America’s jobless rate has hit the highest numbers since the Great Depression, but the latest Economist/YouGov Poll indicates that most (57%) believe that there are even more people unemployed than the government’s 14.7% jobless rate suggests.
The April rate, in fact, does not take into account job losses that occurred in the last two weeks of the month.
Nearly four in five Americans see the jobless rate rising each month (78% say this about the unemployment rate since April). A majority of Americans (85%) put “all” or “most” of the blame for the nation’s job losses on the coronavirus outbreak. Just one-third attribute “all” or “most” of the blame to President Donald Trump and his administration. About one in five Republicans (17%) believe Trump deserves most of the blame.
Economic worries impact how people view the next steps in reopening the country. Nearly three in five (59%) see the country’s economy as getting worse, with jobs and the economy a particular concern for Republicans, who call it the country’s most important issue, and this week, for the first time, a majority (51%) of them believe the country is now in recession.
Still, Republicans continue to take a more optimistic view of where the country stands in relation to the pandemic’s impact. This week, even though they are nearly as likely as Democrats to know of coronavirus cases in their communities, they are much less likely to be concerned both about an epidemic in their own communities or in the country as a whole.
Republicans are also willing to move ahead with easing restrictions.
A majority of Republicans would rather the government focus on protecting Americans from the economic effects (56%) of the pandemic, rather than the health effects (44%). In contrast, two-thirds of Americans overall want the government to focus on the health effects (66%), rather than the economic effects (34%) of coronavirus.
More than two in five of those who say the economy should be the priority believe the worst of the pandemic has passed. That belief is contrary to this week’s testimony by the country’s leading health care officials. However, half of those who want the government to focus on the health impact think the worst of the crisis is yet to come.
A third of Republicans say Americans are overreacting to the dangers posed by the coronavirus. One in four believes that the virus poses no risk at all to them personally. So, ending some of the limits imposed by the government is something many Republicans believe is not only possible but appropriate:
- A majority (56%) of Republicans believe it will be safe to end social distancing by June 1. Just 17% of Democrats agree.
- One in four Republicans (compared to 1% of Democrats) say it is safe to end social distancing now—even though three-quarters believe social distancing has been at least somewhat effective in limiting COVID-19’s spread.
- By 50% to 40%, Republicans approve of protests against stay-at-home orders. That is an increase in support for the protests among Republicans from last week.
- More Republicans this week than before now characterize stay-at-home orders as an infringement on Constitutional rights. About two in five (42%) believe that today, up seven points in the last week.
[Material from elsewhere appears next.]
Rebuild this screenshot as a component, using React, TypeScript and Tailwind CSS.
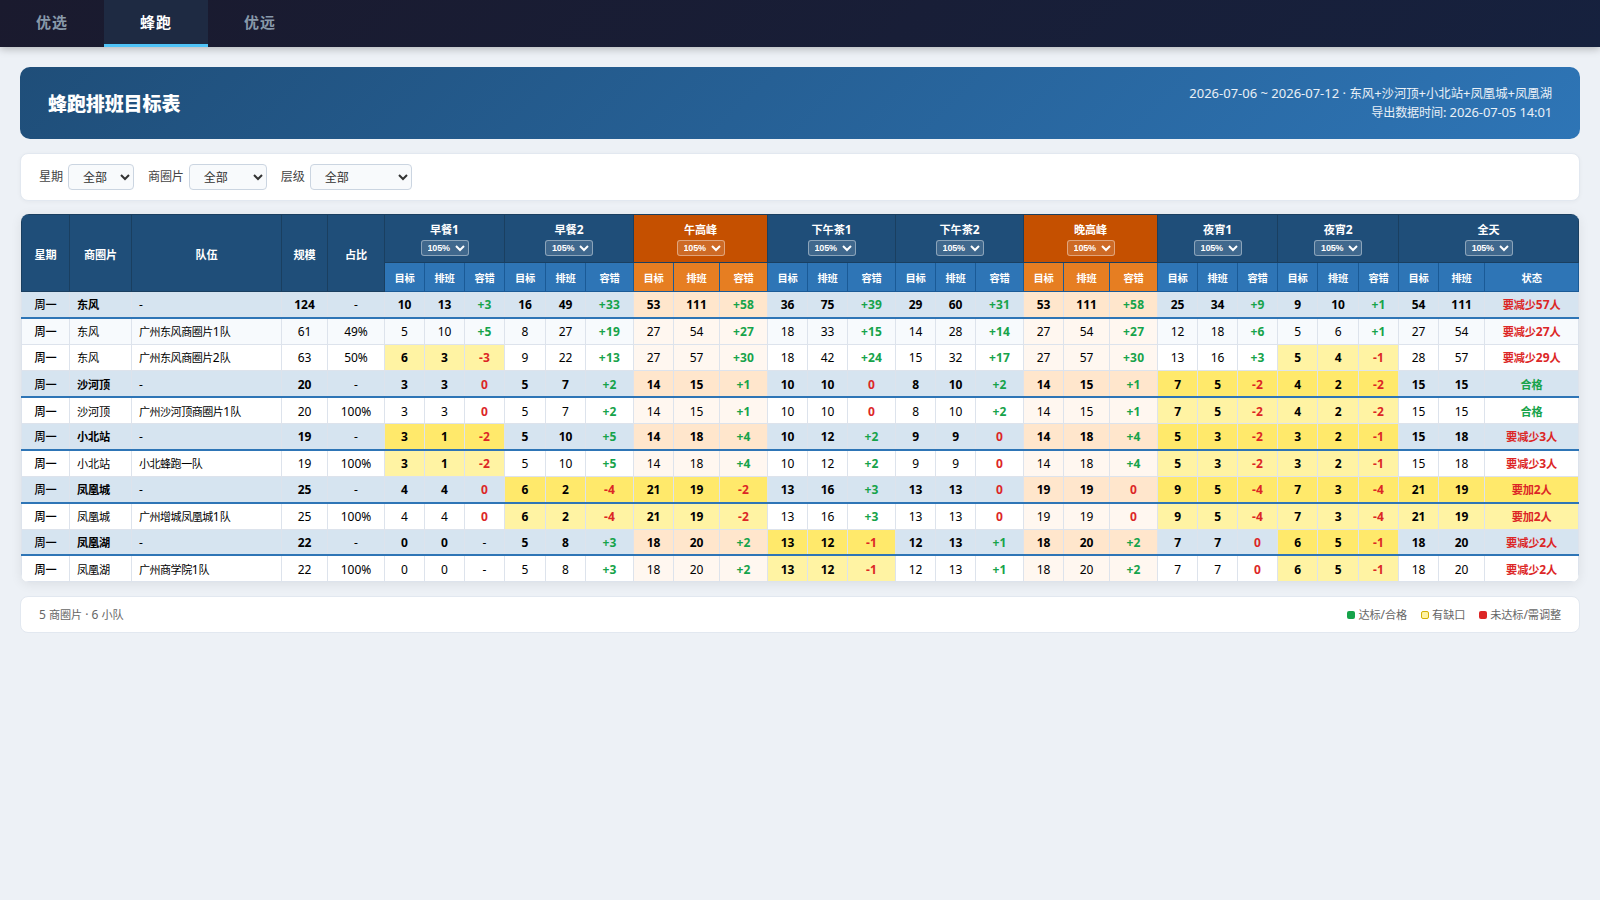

- Republicans are also less likely to think the stay-at-home orders have been effective. That share dropped 12 points this week (from 43% last week to 33% today). More than half the public overall believes stay-at-home orders are effective.
- Republicans are far more willing than the public as a whole to re-open. Most Republicans would reopen schools and churches, something a majority of the public overall do not think should take place now.
There is a dark side to reopening that most Americans—regardless of their party—see. Nearly nine in ten Democrats and nearly two-thirds of Republicans believe that reopening is likely to result in more COVID-19 cases.